Ketchup With Us #3

MEL: Just write about a similar story from your past, Michele. It’ll be easy.

ME: (under breath) Easy for YOU maybe … you unscrupulous THUG!

It’s Ketchup With Us time and my co-host, Mel at According to Mags, had a unique idea for the writing link-up. To illustrate it, she wrote about one of the many foolhardy misdeeds of her youth. Frankly, when I read it, I was appalled. Shocked. And appalled. There were a few moments there that I seriously considered backing out of this whole Ketchup thing with her. I mean, you think you know a person, right?

Anyway, I’m sorry to disappoint you guys but I have nothing that comes even close to Mel’s story. It’s not like I ever cheated on a science test and got grounded so I couldn’t go to the Adam Ant concert … or snuck out to toilet paper the boy around the corner’s house and put a big rainbow-y Rick Springfield bumper sticker on his car. No, sir. But doesn’t that so sound like the kind of thing that our friend, MEL, would do. (laughs condescendingly)

For a quick explanation of the link-up, click here. In short, Mel and I will post a picture or video with a writing prompt on the 1st and 15th of every month. All you need to do is respond in whatever form strikes your fancy. Be creative. And, with each prompt, we’ll feature a writer from the previous link-up. Which reminds me, we’re happy to honor one of the only boys brave enough to link up last week.

Our esteemed Ketchup With Us Featured Writer for today is …

Brain Tomahawk

The Rules of Play (Please check ’em out for us, guys!)

  1. Follow us on Twitter (Michele/Mel ) and Facebook (Michele /Mel)
  2. Post the ‘Ketchup With Us’ button (below) in the body of your post.
  3. Link your entry’s URL (not your blog URL) to the linky at the bottom of one of our posts.
  4. Tweet us your post. Please include both of our handles AND the hashtag #KetchupWithUs so we can RT you.
  5. Please turn off your captcha. (Don’t know what that means? It’s when your commenters are forced to enter nonsensical codes to establish their non-roboticness. But, seriously, robots HATE writing link-ups. And Ketchup. So, I think we’re good.)

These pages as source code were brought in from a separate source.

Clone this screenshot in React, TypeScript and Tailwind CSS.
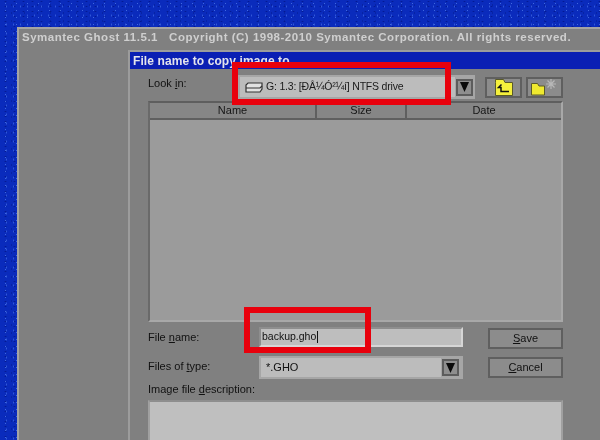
function DownArrow() {
  return (
    <div className="flex h-[17px] w-[17px] items-center justify-center border-2 border-[#5c5c5c] bg-[#8e8e8e]">
      <svg width="9" height="10" viewBox="0 0 9 10">
        <path d="M0 0h9L4.5 10z" fill="#0a0a0a" />
      </svg>
    </div>
  );
}

function DriveIcon() {
  return (
    <svg width="18" height="11" viewBox="0 0 18 11" className="shrink-0">
      <path d="M3 1h14v6l-2 3H1V3z" fill="#e2e2e2" stroke="#333" strokeWidth="1.2" />
      <path d="M1 6h14l2-2" fill="none" stroke="#333" strokeWidth="1.2" />
    </svg>
  );
}

function UpFolderIcon() {
  return (
    <svg width="18" height="17" viewBox="0 0 18 17">
      <path d="M.5 3.500V.5h8L10 3.500h7.500v13H.5z" fill="#f5f03c" stroke="#5a5a28" />
      <path d="M6.500 5.500 3.500 8.500h2.500V12.500h8" fill="none" stroke="#111" strokeWidth="1.500" />
    </svg>
  );
}

function NewFolderIcon() {
  return (
    <svg width="30" height="18" viewBox="0 0 30 18">
      <path d="M1.500 8V5.500h6L9 8h5.500v9H1.500z" fill="#efe92f" stroke="#5a5a28" />
      <path d="M21 1v10M16 6h10M17.500 2.500l7 7M24.500 2.500l-7 7" stroke="#b8b8b8" strokeWidth="1.200" />
    </svg>
  );
}

function Button({ children }: { children: React.ReactNode }) {
  return (
    <div className="flex h-[21px] w-[75px] items-center justify-center border-2 border-[#5f5f5f] bg-[#8c8c8c] text-[11px] text-[#111]">
      {children}
    </div>
  );
}

export default function App() {
  return (
    <div className="relative h-[440px] w-[600px] overflow-hidden bg-[#0a2bbc] bg-[radial-gradient(#3f68df_0.5px,transparent_1px),radial-gradient(#3158d8_0.5px,transparent_1px),radial-gradient(#041a94_0.7px,transparent_1.2px),radial-gradient(#06209f_0.7px,transparent_1.2px)] bg-size-[11px_7px,7px_9px,9px_5px,13px_8px] bg-position-[0_0,3px_2px,1px_4px,5px_1px] pl-[17px] pt-[27px] font-['Liberation_Sans',sans-serif]">
      <div className="h-[413px] w-[583px] overflow-hidden border-l-2 border-t-2 border-[#a4a4a4] bg-[#808080] blur-[0.5px]">
        <div className="flex h-[21px] items-center whitespace-pre pb-[4px] pl-[3px] text-[11.5px] font-bold tracking-[0.51px] text-[#cfcfcf]">
          Symantec Ghost 11.5.1   Copyright (C) 1998-2010 Symantec Corporation. All rights reserved.
        </div>

        <div className="ml-[109px] h-[392px] border-l-2 border-t-2 border-[#9c9c9c]">
          <div className="flex h-[17px] items-center bg-[#0a1fb4] pl-[3px] text-[12px] font-bold tracking-[0.1px] text-[#e4e4ec]">
            File name to copy image to
          </div>

          <div className="pl-[18px] pr-[37px] pt-[6px]">
            <div className="flex h-[24px] items-center">
              <span className="w-[90px] pb-[7px] text-[11px] text-[#111]">
                Look <u>i</u>n:
              </span>
              <div className="flex h-[24px] w-[237px] items-center border-2 border-[#a6a6a6] bg-[#a6a6a6]">
                <div className="flex h-[20px] w-[216px] items-center gap-[3px] bg-[#bcbcbc] pl-[5px] text-[10.5px] tracking-[-0.2px] text-[#1a1a1a]">
                  <DriveIcon />
                  <span className="whitespace-pre">G: 1.3: [ÐÂ¼Ó²¼í] NTFS drive</span>
                </div>
                <div className="ml-[1px]">
                  <DownArrow />
                </div>
              </div>
              <div className="ml-[10px] flex h-[21px] w-[37px] items-center justify-center border-2 border-[#5f5f5f] bg-[#8c8c8c]">
                <UpFolderIcon />
              </div>
              <div className="ml-[4px] flex h-[21px] w-[37px] items-center justify-center border-2 border-[#5f5f5f] bg-[#8c8c8c]">
                <NewFolderIcon />
              </div>
            </div>

            <div className="mt-[2px] h-[221px] w-[415px] border-2 border-t-[#5e5e5e] border-l-[#6a6a6a] border-r-[#a8a8a8] border-b-[#a8a8a8] bg-[#9b9b9b]">
              <div className="flex h-[17px] border-b-2 border-[#5f5f5f] bg-[#868686] text-[11px] text-[#161616]">
                <div className="flex w-[167px] items-center justify-center border-r-2 border-[#5f5f5f]">Name</div>
                <div className="flex w-[90px] items-center justify-center border-r-2 border-[#5f5f5f]">Size</div>
                <div className="flex flex-1 items-center justify-center">Date</div>
              </div>
            </div>

            <div className="mt-[6px] flex h-[21px] items-start">
              <span className="w-[111px] pt-[1px] text-[11px] text-[#111]">
                File <u>n</u>ame:
              </span>
              <div className="-mt-px flex h-[20px] w-[204px] items-center border-2 border-[#d6d6d6] border-t-[#8e8e8e] border-l-[#8e8e8e] bg-[#bebebe] pl-[1px] text-[10.5px] text-[#111]">
                backup.gho<span className="ml-[1px] h-[12px] w-px bg-[#111]" />
              </div>
              <div className="ml-[25px]">
                <Button>
                  <span>
                    <u>S</u>ave
                  </span>
                </Button>
              </div>
            </div>

            <div className="mt-[7px] flex h-[23px] items-center">
              <span className="w-[111px] pb-[3px] text-[11px] text-[#111]">
                Files of <u>t</u>ype:
              </span>
              <div className="flex h-[23px] w-[204px] items-center border-2 border-[#a6a6a6] bg-[#a6a6a6]">
                <div className="flex h-[19px] w-[180px] items-center bg-[#bcbcbc] pl-[5px] text-[11px] text-[#111]">
                  *.GHO
                </div>
                <div className="ml-[1px]">
                  <DownArrow />
                </div>
              </div>
              <div className="ml-[25px]">
                <Button>
                  <span>
                    <u>C</u>ancel
                  </span>
                </Button>
              </div>
            </div>

            <div className="mt-[3px] h-[18px] text-[11px] leading-[14px] text-[#111]">
              Image file <u>d</u>escription:
            </div>
            <div className="h-[60px] w-[415px] border-2 border-[#a0a0a0] border-t-[#8e8e8e] bg-[#bfbfbf]" />
          </div>
        </div>
      </div>

      <div className="absolute left-[232px] top-[62px] h-[43px] w-[219px] border-[6px] border-[#e8000c]" />
      <div className="absolute left-[244px] top-[307px] h-[46px] w-[127px] border-[6px] border-[#e8000c]" />
    </div>
  );
}
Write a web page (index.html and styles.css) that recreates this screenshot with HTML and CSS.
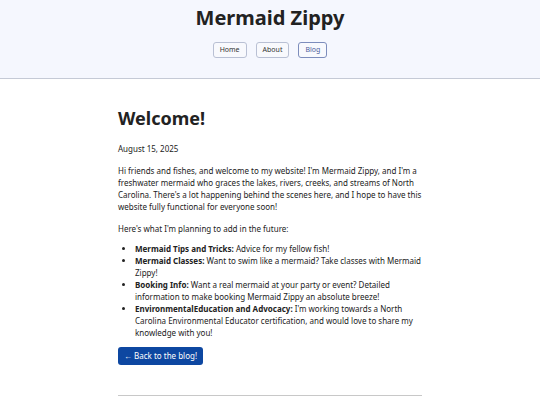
FILE: index.html
```html
<!DOCTYPE html>
<html lang="en">
<head>
  <meta charset="UTF-8" />
  <meta name="viewport" content="width=device-width, initial-scale=1.0" />
  <title>Mermaid Zippy</title>
  <link rel="stylesheet" href="styles.css">
</head>
<body>
  <header>
    <h1>Mermaid Zippy</h1>
    <nav>
      <a href="#">Home</a>
      <a href="#">About</a>
      <a href="#" class="active">Blog</a>
    </nav>
  </header>
  <main>
    <h2>Welcome!</h2>
    <p class="date">August 15, 2025</p>
    <p>Hi friends and fishes, and welcome to my website! I'm Mermaid Zippy, and I'm a freshwater mermaid who graces the lakes, rivers, creeks, and streams of North Carolina. There's a lot happening behind the scenes here, and I hope to have this website fully functional for everyone soon!</p>
    <p class="intro">Here's what I'm planning to add in the future:</p>
    <ul>
      <li><strong>Mermaid Tips and Tricks:</strong> Advice for my fellow fish!</li>
      <li><strong>Mermaid Classes:</strong> Want to swim like a mermaid? Take classes with Mermaid Zippy!</li>
      <li><strong>Booking Info:</strong> Want a real mermaid at your party or event? Detailed information to make booking Mermaid Zippy an absolute breeze!</li>
      <li><strong>EnvironmentalEducation and Advocacy:</strong> I'm working towards a North Carolina Environmental Educator certification, and would love to share my knowledge with you!</li>
    </ul>
    <a href="#" class="back">&larr; Back to the blog!</a>
    <hr>
  </main>
</body>
</html>
```

FILE: styles.css
```css
* {
  box-sizing: border-box;
}
body {
  font-family: 'Noto Sans', sans-serif;
  margin: 0;
  background-color: #ffffff;
  color: #222;
  font-size: 8px;
  line-height: 12px;
}
header {
  background-color: #f5f7fe;
  border-bottom: 1px solid #c5cad6;
  text-align: center;
  padding: 5px 0 20px;
}
h1 {
  margin: 0;
  font-size: 20px;
  line-height: 26px;
  color: #222;
}
nav {
  display: flex;
  justify-content: center;
  gap: 9px;
  margin-top: 11px;
}
nav a {
  display: inline-block;
  padding: 2px 6px;
  border: 1px solid #b9c0d4;
  border-radius: 3px;
  background: #f8f9fd;
  color: #333;
  text-decoration: none;
  font-size: 7px;
  line-height: 10px;
}
nav a.active {
  color: #4b5d9c;
  border-color: #7d8dbc;
}
main {
  width: 304px;
  margin: 0 auto;
  padding-top: 28px;
}
h2 {
  margin: 0;
  font-size: 18px;
  line-height: 22px;
}
p {
  margin: 0 0 10px;
}
.date {
  margin-top: 14px;
}
.intro {
  margin-bottom: 8px;
}
ul {
  margin: 0 0 8px;
  padding-left: 17px;
}
.back {
  display: block;
  width: fit-content;
  background: #0d47a1;
  color: white;
  text-decoration: none;
  padding: 3px 6px;
  border-radius: 3px;
  line-height: 12px;
}
hr {
  border: none;
  border-top: 1px solid #c8c8c8;
  margin: 30px 0 0;
}
```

‘KETCHUP WITH US’ – Prompt #3

Tell us in 57 WORDS OR LESS about a time you were caught red-handed, like a rat in a trap, with your hand in the cookie jar.



7 responses to “Ketchup With Us #3

  1. Woohoo! Glad you liked it! Talking about cheesy horror films and Playboy – could it be any more manly?!
    Hey look it’s a picture of NY’s finest – and a police officer 😉
    Workin on #3…and you have another contest, right? I have to keep a list…

  2. At least if you’d done the Rick Springfield sticker thing, you could blame it on- wait, you did do that, didn’t you?

    • No, Guapo. It’s merely a coincidence that I mentioned Rick Springfield in my recent crush post. It couldn’t have been me because …. because … I don’t … believe in … stickers. Because I don’t believe in stickers!

      Yeah, I know. Even I don’t believe that.

  3. Pingback: Who Me? – Ketchup With Us Prompt #3 « welcome to grand central

  4. Who’s Rick Springfield?

    I kid! I kid! 🙂

    I’m going to work harder to stay out of trouble. Thank goodness for friends like you to guide me in the right direction.